Mole Poblano is a specialty of the gastronomy of the City of Puebla and one of the most representative dishes of Mexican cuisine. It consists mainly of a sauce made from a wide variety of ingredients that is traditionally poured over pieces of chicken or turkey.
Mole Poblano is not the product of chance but the result of a slow cooking process that began in pre-Hispanic times and was perfected during the Spanish presence when Mexican cuisine was enriched with Asian and European elements. Mole Poblano is a collective product of cultural syncretism that did not emerge overnight, or by a single person.
Mole Poblano is an elaborate dish because all the ingredients need to be transformed by roasting, toasting, grinding, peeling, chopping, frying and diluting them.
The variation in color, aroma and flavor of mole depends on the amount of chili peppers and spices used. There are also changes in the personality of this dish, some utensils that are used such as clay pots, wooden shovels and how fire is used for its processing and grinding, which in ancient times used a mortar and pestle made of volcanic stone.

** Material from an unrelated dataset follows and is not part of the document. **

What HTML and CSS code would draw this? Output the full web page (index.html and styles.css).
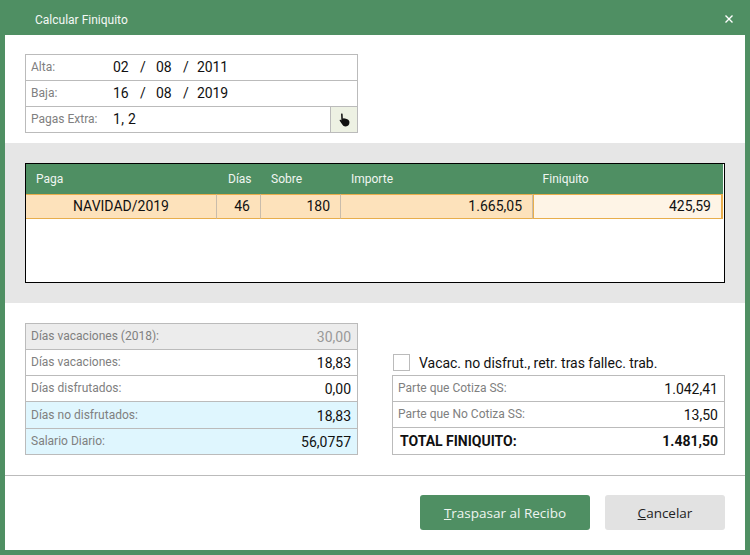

One of the legends of the creation of Mole Poblano refers to its creation in the kitchen of the convent of the Dominican nuns of Santa Rosa de Puebla. Around 1680, the nun Sor Andrea de la Asunción cooked something special to entertain the viceroy of New Spain who was visiting the city.
The viceroy enjoyed the special dish and as a way of thanking Sor Andrea, he paid for the decoration of the kitchen of the convent with beautiful Talavera tiles.